## Task requirements
Write out the listing below in full and exactly, leaving out every picture.

## Supplied material
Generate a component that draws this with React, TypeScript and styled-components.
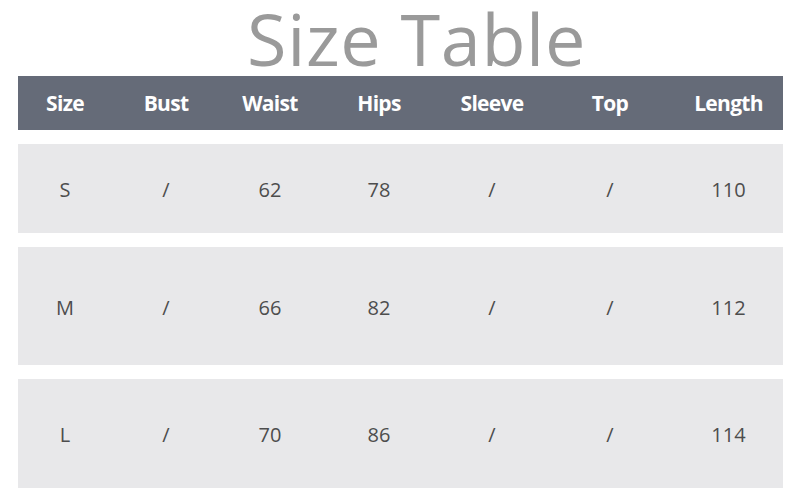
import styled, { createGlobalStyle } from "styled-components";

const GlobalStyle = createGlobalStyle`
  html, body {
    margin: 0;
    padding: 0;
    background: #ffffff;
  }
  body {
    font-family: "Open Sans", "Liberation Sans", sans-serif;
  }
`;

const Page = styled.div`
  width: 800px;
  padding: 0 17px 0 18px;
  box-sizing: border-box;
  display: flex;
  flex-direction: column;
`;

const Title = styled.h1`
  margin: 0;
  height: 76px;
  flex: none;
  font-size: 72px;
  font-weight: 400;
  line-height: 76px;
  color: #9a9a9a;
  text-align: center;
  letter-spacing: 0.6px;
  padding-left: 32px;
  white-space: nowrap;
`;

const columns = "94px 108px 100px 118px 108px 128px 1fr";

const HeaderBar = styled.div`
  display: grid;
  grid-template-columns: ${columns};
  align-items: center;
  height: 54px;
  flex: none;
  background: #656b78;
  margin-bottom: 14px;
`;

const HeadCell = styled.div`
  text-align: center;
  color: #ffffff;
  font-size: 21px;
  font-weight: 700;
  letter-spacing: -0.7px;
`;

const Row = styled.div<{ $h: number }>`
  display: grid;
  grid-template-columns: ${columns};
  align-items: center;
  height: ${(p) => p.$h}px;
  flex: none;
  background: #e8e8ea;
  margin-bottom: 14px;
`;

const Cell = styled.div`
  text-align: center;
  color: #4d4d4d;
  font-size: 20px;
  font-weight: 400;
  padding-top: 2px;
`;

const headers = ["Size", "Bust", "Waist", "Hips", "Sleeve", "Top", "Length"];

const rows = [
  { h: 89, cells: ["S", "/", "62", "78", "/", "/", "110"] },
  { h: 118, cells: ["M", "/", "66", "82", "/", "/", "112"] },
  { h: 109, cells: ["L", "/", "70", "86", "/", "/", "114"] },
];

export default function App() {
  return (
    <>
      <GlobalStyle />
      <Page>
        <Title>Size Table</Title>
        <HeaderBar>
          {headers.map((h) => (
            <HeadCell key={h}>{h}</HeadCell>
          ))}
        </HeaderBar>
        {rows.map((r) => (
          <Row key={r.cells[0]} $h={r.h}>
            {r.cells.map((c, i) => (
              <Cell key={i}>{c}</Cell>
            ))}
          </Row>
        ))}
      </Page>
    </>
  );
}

## Reply
Generate a component that draws this with React, TypeScript and styled-components.
import styled, { createGlobalStyle } from "styled-components";

const GlobalStyle = createGlobalStyle`
  html, body {
    margin: 0;
    padding: 0;
    background: #ffffff;
  }
  body {
    font-family: "Open Sans", "Liberation Sans", sans-serif;
  }
`;

const Page = styled.div`
  width: 800px;
  padding: 0 17px 0 18px;
  box-sizing: border-box;
  display: flex;
  flex-direction: column;
`;

const Title = styled.h1`
  margin: 0;
  height: 76px;
  flex: none;
  font-size: 72px;
  font-weight: 400;
  line-height: 76px;
  color: #9a9a9a;
  text-align: center;
  letter-spacing: 0.6px;
  padding-left: 32px;
  white-space: nowrap;
`;

const columns = "94px 108px 100px 118px 108px 128px 1fr";

const HeaderBar = styled.div`
  display: grid;
  grid-template-columns: ${columns};
  align-items: center;
  height: 54px;
  flex: none;
  background: #656b78;
  margin-bottom: 14px;
`;

const HeadCell = styled.div`
  text-align: center;
  color: #ffffff;
  font-size: 21px;
  font-weight: 700;
  letter-spacing: -0.7px;
`;

const Row = styled.div<{ $h: number }>`
  display: grid;
  grid-template-columns: ${columns};
  align-items: center;
  height: ${(p) => p.$h}px;
  flex: none;
  background: #e8e8ea;
  margin-bottom: 14px;
`;

const Cell = styled.div`
  text-align: center;
  color: #4d4d4d;
  font-size: 20px;
  font-weight: 400;
  padding-top: 2px;
`;

const headers = ["Size", "Bust", "Waist", "Hips", "Sleeve", "Top", "Length"];

const rows = [
  { h: 89, cells: ["S", "/", "62", "78", "/", "/", "110"] },
  { h: 118, cells: ["M", "/", "66", "82", "/", "/", "112"] },
  { h: 109, cells: ["L", "/", "70", "86", "/", "/", "114"] },
];

export default function App() {
  return (
    <>
      <GlobalStyle />
      <Page>
        <Title>Size Table</Title>
        <HeaderBar>
          {headers.map((h) => (
            <HeadCell key={h}>{h}</HeadCell>
          ))}
        </HeaderBar>
        {rows.map((r) => (
          <Row key={r.cells[0]} $h={r.h}>
            {r.cells.map((c, i) => (
              <Cell key={i}>{c}</Cell>
            ))}
          </Row>
        ))}
      </Page>
    </>
  );
}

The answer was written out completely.